Have you ever completed a project, and then discovered the perfect tool for doing it easier/better/faster/sturdier? Interfacing used to be the tool that surprised me most often. As I branched out into different areas of sewing I discovered that interfacing is much more complicated than I ever knew. I’m pretty comfortable with it these days, but there are still so many products available it is hard to know which would be best for the task at hand or what might be nearly as good.
These days I’m far more willing to look it up and find the right thing rather than just go with what I have. That may be a product of having one stocking sized piece of heavy duty interfacing and a small bag of tiny scraps left of the supply my grandmother gave me.
(This pile is actually bigger than my stash had become.)

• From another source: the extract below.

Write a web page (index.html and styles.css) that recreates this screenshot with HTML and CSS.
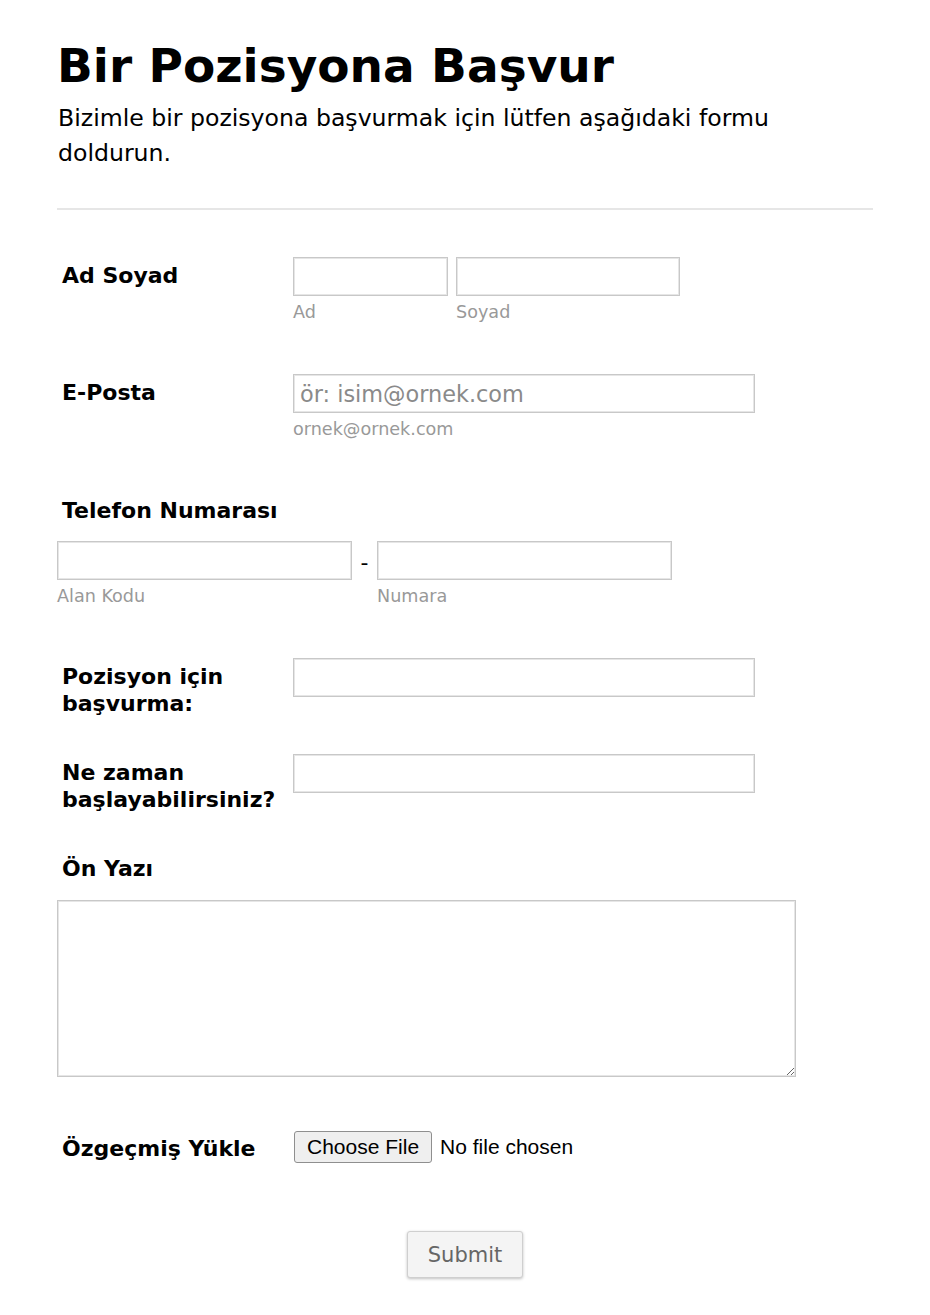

I’ve been sewing more recently because small children are not conducive to large embroidery projects, spinning or anything that takes concentration (or lack of quick tiny grabby hands) for more than say
1 5 minutes. It’s been great. I’m not even sure why I didn’t sew more, except perhaps the lack of a dedicated space-zipping in to mend something in a few minutes is now possible, whereas before the mending piled up. Sewing more means it’s easier and far more cost effective to buy interfacing bolts when there is a sale rather than small amounts as needed. Now, I have a pretty good supply and only the occasional need for some specialty interfacing that isn’t on hand, but that also means I want to use what I have if I can.
You may be BFF’s with interfacing. You may never have met. Either way I thought you might find some quick reference charts useful as I did last time I needed to figure out what number so and so was and if I had something similar.
Pellon Blog offers several charts, which cover uses in apparel, quilting, embroidery, home décor and the use of fusible web adhesives. These are a bit brief in description of projects, but thorough in description of available materials. (I am covering Pellon as it is what I have seen most widely available in my region of the US).
Jo Ann Fabric has a nice chart that cross references fabric types, project types and interfacing types in a bit more detail. This is nice for substituting what you have for what is recommended.
Do you have a go to for interfacing questions? Which brand do you use?
(As usual I am paid only in hugs and kisses from the children, who care about the blog only when they can see themselves on it, and my opinions are my own.)